Though the University’s winter commencement speaker isn’t the President of the United States, University President Mary Sue Coleman said she is excited for Nobel laureate Daniel Kahneman to speak at next month’s ceremony.
Kahneman, who won the 2002 Nobel Prize in economics, will address the graduates and receive a Doctor of Science degree. Astronomer Sandra Faber will also be awarded a Doctor of Sciences degree and Charles Munger, vice-chairman of Berkshire Hathaway and a University alum, will be presented a Doctor of Laws degree.
In an exclusive interview with The Michigan Daily last week, Coleman disclosed the honorary degree recipients. The selections, which were made public yesterday in the agenda for the University’s Board of Regents monthly meeting, will need to be approved by the regents when they meet on Thursday at the University’s Flint campus.
Kahneman won the Nobel Prize for his work in prospect theory, which he developed as a visiting scientist at the University from 1965 to 1967 with Amos Tversky, who received his Ph.D. from the University in 1964.
Prospect theory explains how individuals make choices in situations where they have to decide between two choices that are risky — like in the case of a financial investment.
Coleman said Kahneman and Tversky worked very closely together and added that Tversky would’ve also been awarded the Nobel Prize had he not died in 1996.
“(Khaneman) came here between 1965 and 1967 to do a visiting professorship and started collaborating with one of our recent Ph.D.s, Amos Tversky, and they did this work together and published together for a long time. But Amos died, otherwise he would’ve gotten the Nobel Prize with Daniel,” Coleman said.
“It’s very wonderful, and I’m very happy that he’s going to be the speaker,” she continued.
Kahneman was born in Palestine in 1934, but spent his childhood in France where he and his family escaped the Nazis during the Holocaust. After the war, Kahneman returned to Israel before he eventually immigrated to the United States in 1958. Currently, he is a professor emeritus at Princeton University.

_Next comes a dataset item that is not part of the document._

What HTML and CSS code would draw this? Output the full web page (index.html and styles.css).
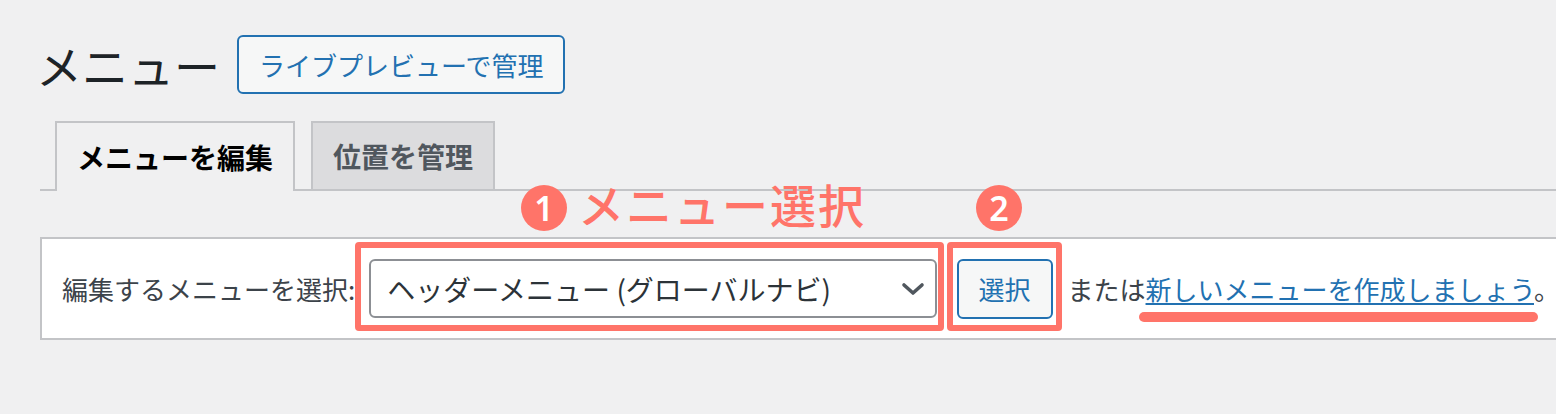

Faber is a professor of Astronomy and Astrophysics at the University of California, Santa Cruz. In 1976, Faber helped to develop the Faber-Jackson Theory, which is used to estimate the distance between galaxies.
Coleman said Faber is a world-renowned astronomer, adding “she is very distinguished.”
Munger, the third individual to be awarded an honorary degree at winter commencement, is worth over $1 billion and donated $3 million to the University’s Law School in 2007. Munger has come to campus a number of times to speak, visiting most recently last September.
In the interview, Coleman called Munger, “one of the world’s leading investors” for his work at Berkshire Hathaway alongside Warren Buffett.
Honorary degree recipients are chosen by the University’s Honorary Degree Committee, which is chaired by Rackham Dean Janet Weiss. The committee reviews nominations for the degree recipients submitted by students, faculty and staff.
Winter commencement will be take place at 2 p.m. on Dec. 19, 2010 at Crisler Arena.